Im Januar 2013 machten sich Taucher der BGfU zusammen mit Andreas Wunschel M.A. von der Universität Jena zunächst an die Saale und ihren frühmittelalterlichen Siedlungsraum „Mühlstatt-Binsenhausen“ bei Salz / Bad Neustadt auf. Hier wird der Fluss mit seinen umgebenden, fruchtbaren Böden von mehreren Befestigungsanlagen eingerahmt, wie z. B. dem herausragenden Veitsberg, der als „Anwärter“ für einen  früh-/hochmittelalterlichen Pfalzbereich mit eindrucksvoller Umwehrung gehandelt wird.

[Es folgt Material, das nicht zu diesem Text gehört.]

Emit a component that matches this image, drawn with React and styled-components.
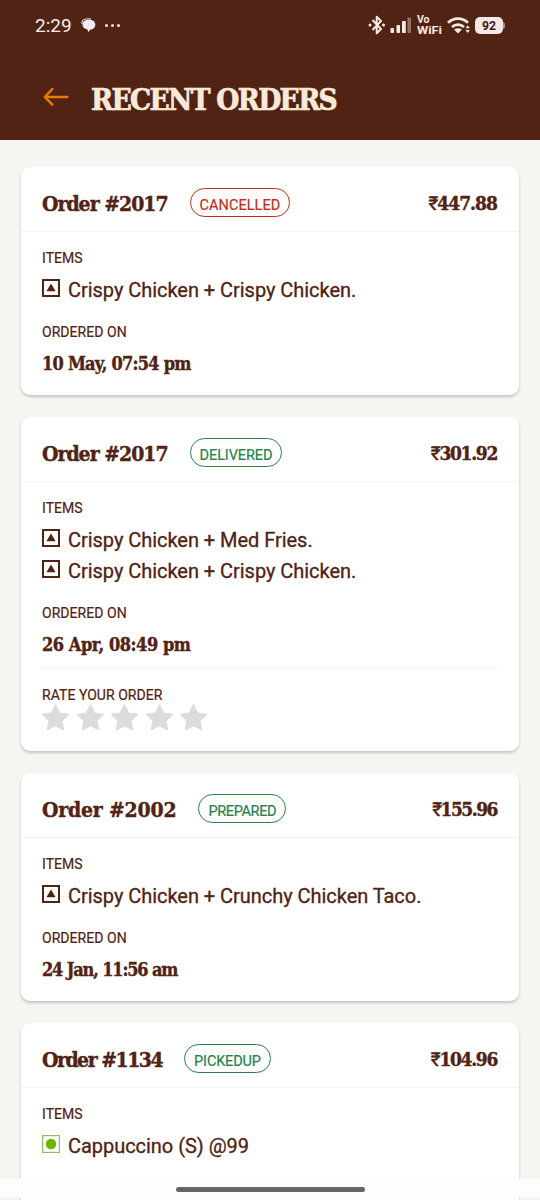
import React from "react";
import styled, { createGlobalStyle } from "styled-components";

const orders = [
  {
    number: "2017",
    status: "CANCELLED",
    price: "447.88",
    items: [{ name: "Crispy Chicken + Crispy Chicken." }],
    date: "10 May, 07:54 pm",
    tracking: { number: -1, badge: 0.05, date: -0.75, price: -0.95 },
  },
  {
    number: "2017",
    status: "DELIVERED",
    price: "301.92",
    items: [
      { name: "Crispy Chicken + Med Fries." },
      { name: "Crispy Chicken + Crispy Chicken." },
    ],
    date: "26 Apr, 08:49 pm",
    rate: true,
    tracking: { number: -1, badge: -0.1, date: -0.45, price: -1.3 },
  },
  {
    number: "2002",
    status: "PREPARED",
    price: "155.96",
    items: [{ name: "Crispy Chicken + Crunchy Chicken Taco." }],
    date: "24 Jan, 11:56 am",
    tracking: { number: -0.2, badge: -0.35, date: -1.15, price: -1.5 },
  },
  {
    number: "1134",
    status: "PICKEDUP",
    price: "104.96",
    items: [{ name: "Cappuccino (S) @99", veg: true }],
    tracking: { number: -1.5, badge: -0.15, price: -1.3 },
  },
];

const StatusIcons = () => (
  <svg width="138" height="24" viewBox="0 0 138 24">
    {/* bluetooth */}
    <path d="M4.5 7 13 16l-4.300 4.300V3.700L13 8l-8.500 9" fill="none" stroke="#f6e9e2" strokeWidth="2" strokeLinejoin="round" />
    <circle cx="2" cy="12" r="1.500" fill="#f6e9e2" />
    <circle cx="15.500" cy="12" r="1.500" fill="#f6e9e2" />
    {/* signal */}
    <g fill="#f6e9e2">
      <rect x="22.500" y="15" width="3.500" height="5" rx="0.800" />
      <rect x="28.500" y="12" width="3.500" height="8" rx="0.800" />
      <rect x="34" y="8" width="3.800" height="12" rx="0.800" />
      <rect x="39.500" y="4.500" width="3.500" height="15.500" rx="0.800" opacity="0.4" />
    </g>
    <g fill="#f6e9e2" fontFamily="Roboto, sans-serif" fontWeight="700">
      <text x="49" y="10" fontSize="10.500">Vo</text>
      <text x="49" y="21" fontSize="11" textLength="25" lengthAdjust="spacingAndGlyphs">WiFi</text>
    </g>
    {/* wifi */}
    <g fill="none" stroke="#f6e9e2" strokeWidth="2.700">
      <path d="M80 9.800a14 14 0 0 1 20 0" />
      <path d="M84 14a8.600 8.600 0 0 1 12 0" />
    </g>
    <path d="M86 16.600q4-2.500 8 0l-4 4z" fill="#f6e9e2" />
    <path d="m97.500 15.300 2.200-3 2.200 3zm0 1.800h4.400l-2.200 3z" fill="#f6e9e2" />
    {/* battery */}
    <rect x="131" y="9" width="6" height="7" rx="2.500" fill="#a98d84" />
    <rect x="107" y="4" width="28" height="17" rx="5" fill="#f3e9e6" />
    <text x="121" y="17.300" fontSize="13.500" fontWeight="700" fontFamily="Roboto, sans-serif" textAnchor="middle" textLength="14" lengthAdjust="spacingAndGlyphs" fill="#3a1a10">92</text>
  </svg>
);

const ChatIcon = () => (
  <svg width="15" height="15" viewBox="0 0 15 15">
    <path d="M.8 6C.3 2.800 3 .8 6 .8h4" fill="none" stroke="#cfc0bb" strokeWidth="1.300" />
    <path d="M8 1.800c3.800 0 6.300 2 6.300 4.900s-2.300 4.800-5 5L7.300 14l-.9-2.500C3.400 11 1.500 9 1.500 6.500c0-2.700 2.700-4.700 6.500-4.700z" fill="#f3eaf2" />
  </svg>
);

const BackArrow = () => (
  <svg width="26" height="20" viewBox="0 0 26 20">
    <path d="M24.200 10H2M9.300 2 1.800 10l7.500 7.700" fill="none" stroke="#e87b06" strokeWidth="2.500" strokeLinecap="round" strokeLinejoin="round" />
  </svg>
);

const NonVegMark = () => (
  <svg width="18" height="18" viewBox="0 0 18 18">
    <rect x="1" y="1" width="16" height="16" fill="none" stroke="#502314" strokeWidth="2" />
    <path d="m9 4.500 4.600 7.800H4.400z" fill="#502314" />
  </svg>
);

const VegMark = () => (
  <svg width="18" height="18" viewBox="0 0 18 18">
    <rect x="0.600" y="0.600" width="16.800" height="16.800" fill="#fff" stroke="#92c255" strokeWidth="1.200" />
    <circle cx="9" cy="9" r="5.200" fill="#6cb600" />
  </svg>
);

const Star = () => (
  <svg width="27" height="27" viewBox="0 0 27 27">
    <path d="m13.500 1.500 3.700 8 8.500 1-6.200 6 1.600 8.600-7.600-4-7.600 4 1.600-8.600-6.200-6 8.500-1z" fill="#dcdcdc" stroke="#dcdcdc" strokeWidth="2.200" strokeLinejoin="round" />
  </svg>
);

const OrderCard = ({ order }) => (
  <Card>
    <CardHeader>
      <OrderNumber $tracking={order.tracking.number}>Order #{order.number}</OrderNumber>
      <Badge $cancelled={order.status === "CANCELLED"} $tracking={order.tracking.badge}>
        {order.status}
      </Badge>
      <Price $tracking={order.tracking.price}>
        <Rupee>₹</Rupee>
        {order.price}
      </Price>
    </CardHeader>
    <CardBody>
      <Label>ITEMS</Label>
      <Items>
        {order.items.map((item) => (
          <Item key={item.name}>
            {item.veg ? <VegMark /> : <NonVegMark />}
            <ItemName>{item.name}</ItemName>
          </Item>
        ))}
      </Items>
      {order.date && (
        <>
          <Label>ORDERED ON</Label>
          <OrderDate $tracking={order.tracking.date}>{order.date}</OrderDate>
        </>
      )}
      {order.rate && (
        <Rating>
          <Label>RATE YOUR ORDER</Label>
          <Stars>
            {[1, 2, 3, 4, 5].map((n) => (
              <Star key={n} />
            ))}
          </Stars>
        </Rating>
      )}
    </CardBody>
  </Card>
);

const App = () => {
  return (
    <Screen>
      <GlobalStyle />
      <Header>
        <StatusBar>
          <Clock>2:29</Clock>
          <ChatIcon />
          <Dots>
            <i />
            <i />
            <i />
          </Dots>
          <StatusRight>
            <StatusIcons />
          </StatusRight>
        </StatusBar>
        <TitleBar>
          <BackArrow />
          <Title>RECENT ORDERS</Title>
        </TitleBar>
      </Header>
      <OrderList>
        {orders.map((order) => (
          <OrderCard key={order.number + order.status} order={order} />
        ))}
      </OrderList>
      <NavBar>
        <NavHandle />
      </NavBar>
    </Screen>
  );
};

const GlobalStyle = createGlobalStyle`
  * {
    box-sizing: border-box;
  }

  body {
    margin: 0;
    overflow: hidden;
    background: #f6f5f2;
  }

  h1, h2, p {
    margin: 0;
  }

  svg {
    display: block;
    flex: none;
  }
`;

const display = `"DejaVu Serif Condensed", "DejaVu Serif", serif`;
const sans = `Roboto, "Liberation Sans", sans-serif`;

const Screen = styled.div`
  position: relative;
  width: 540px;
  height: 1200px;
  overflow: hidden;
  background: #f6f5f2;
  color: #502314;
  font-family: ${sans};
`;

const Header = styled.header`
  height: 140px;
  background: #502314;
`;

const StatusBar = styled.div`
  display: flex;
  align-items: center;
  height: 50px;
  padding: 0 34px 0 35px;
`;

const Clock = styled.span`
  width: 46px;
  padding-top: 1px;
  color: #f8ece6;
  font-size: 19px;
  line-height: 24px;
`;

const Dots = styled.div`
  display: flex;
  gap: 3px;
  margin-left: 9px;

  i {
    width: 3px;
    height: 3px;
    border-radius: 50%;
    background: #f3e6df;
  }
`;

const StatusRight = styled.div`
  margin-left: auto;
`;

const TitleBar = styled.div`
  display: flex;
  align-items: center;
  gap: 22px;
  height: 94px;
  padding-left: 43px;
`;

const Title = styled.h1`
  padding-top: 6px;
  color: #f9e9d8;
  font-family: ${display};
  font-size: 29.500px;
  font-weight: 700;
  letter-spacing: -1.650px;
  line-height: 36px;
  white-space: nowrap;
  -webkit-text-stroke: 0.700px currentColor;
`;

const OrderList = styled.main`
  display: flex;
  flex-direction: column;
  gap: 22px;
  padding: 27px 21px 0;
`;

const Card = styled.article`
  flex: none;
  min-height: 228px;
  background: #fff;
  border-radius: 9px;
  box-shadow: 0 2px 3px rgba(0, 0, 0, 0.2);
`;

const CardHeader = styled.div`
  display: flex;
  align-items: center;
  height: 65px;
  padding: 7px 22px 0 21px;
  border-bottom: 1px solid #f4f3f1;
`;

const OrderNumber = styled.h2`
  padding-top: 2px;
  font-family: ${display};
  font-size: 21px;
  font-weight: 700;
  letter-spacing: ${({ $tracking }) => $tracking}px;
  line-height: 30px;
  white-space: nowrap;
  -webkit-text-stroke: 0.400px currentColor;
`;

const Badge = styled.span`
  height: 29px;
  margin-left: 22px;
  padding: 2px 9px 0;
  border: 1.500px solid currentColor;
  border-radius: 15px;
  color: ${({ $cancelled }) => ($cancelled ? "#c42e18" : "#26824a")};
  font-size: 14.500px;
  letter-spacing: ${({ $tracking }) => $tracking}px;
  line-height: 29px;
  -webkit-text-stroke: 0.200px currentColor;
`;

const Price = styled.p`
  margin-left: auto;
  padding-top: 2px;
  font-family: ${display};
  font-size: 19px;
  font-weight: 700;
  letter-spacing: ${({ $tracking }) => $tracking}px;
  line-height: 28px;
  -webkit-text-stroke: 0.400px currentColor;
`;

const Rupee = styled.span`
  font-family: ${sans};
  font-weight: 400;
`;

const CardBody = styled.div`
  padding: 15px 21px 20px;
`;

const Label = styled.p`
  padding-top: 2px;
  font-size: 14px;
  letter-spacing: 0.05px;
  line-height: 18px;
  -webkit-text-stroke: 0.200px currentColor;
`;

const Items = styled.div`
  padding: 7px 0 16px;
`;

const Item = styled.div`
  display: flex;
  align-items: center;
  gap: 8px;
  height: 31px;

  svg {
    margin-bottom: 4px;
  }
`;

const ItemName = styled.span`
  padding-top: 2px;
  font-size: 20px;
  letter-spacing: -0.040px;
  line-height: 29px;
  white-space: nowrap;
  -webkit-text-stroke: 0.300px currentColor;
`;

const OrderDate = styled.p`
  margin-top: 10px;
  padding-top: 2px;
  font-family: ${display};
  font-size: 18px;
  font-weight: 700;
  letter-spacing: ${({ $tracking }) => $tracking}px;
  line-height: 22px;
  -webkit-text-stroke: 0.400px currentColor;
`;

const Rating = styled.div`
  margin-top: 12px;
  padding-top: 15px;
  border-top: 1px solid #f4f3f1;
`;

const Stars = styled.div`
  display: flex;
  gap: 7.500px;
`;

const NavBar = styled.div`
  position: absolute;
  left: 0;
  right: 0;
  bottom: 3px;
  display: flex;
  justify-content: center;
  height: 18px;
  padding-top: 8px;
  background: #fefefe;
`;

const NavHandle = styled.div`
  width: 189px;
  height: 5px;
  border-radius: 3px;
  background: #666;
`;

export default App;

Bei Schnee und eisigen Temperaturen wurden in Fließrichtung systematische Tauchgänge durchgeführt. Die Suche galt vor allem Resten von möglichen Anlandestellen und Furten sowie der Dokumentation von eventuellen Einzelfunden. Die Beobachtungen zeigten allerdings, dass sich die Saale mit einer Wasserlinie von zwei bis drei Metern unter Normalniveau in heutiger Zeit bereits unter den frühmittelalterlichen Fundschichten befindet. Angeschnittene Befunde im Flussverlauf konnten nicht entdeckt werden, ebenso wenig wie frühmittelalterliches Fundmaterial.

 

 

Weitere  Prospektionstauchgänge wurden im April 2013 im Main bei Karlburg durchgeführt und durch den Einsatz eines Side-Scan-Sonars unterstützt. Wie umfassende  Forschungen in den letzten 30 Jahren zeigten, erstreckte sich hier am Westufer des Main  die Wüstung „villa Karloburg“  Zahlreiche frühmittelalterliche Importwaren u.a. aus dem Rheingebiet belegen die Nutzung der Verkehrsstraße „Main“ und die Anbindung Karlburgs an weiter entfernt gelegene Siedlungsräume. Die ca. 20 Hektar große Siedlung wurde vom 6. bis ins 13. Jahrhundert kontinuierlich genutzt und bestand aus einem Kloster, herrschaftlichen Bauten, handwerklich-gewerblich genutzten Bereichen, Wohnhäusern und Ställen. Insgesamt dürfte es sich bei der Siedlung um einen überregional bedeutenden Zentralort des Frühmittelalters gehandelt haben, der mit seiner Funktion als Handels- und Umschlagplatz an frühstädtische Anlagen erinnert. Auch eine Hafenanlage in einem wohl verlandeten Bereich darf angenommen werden. Im Rahmen der Untersuchungen konnten heute Unterwasser liegende Buhnenbauten identifiziert werden, die vor den 1830er Jahren im Main errichtet wurden. Die Dokumentation ihrer Lage ergab im Zusammenhang mit deren Darstellung auf mehreren historischen Karten einen wichtigen Anhaltspunkt für die jüngere Nutzungsgeschichte des Gewässers in direkter Nähe zur früh- und hochmittelalterlichen Kernsiedlung.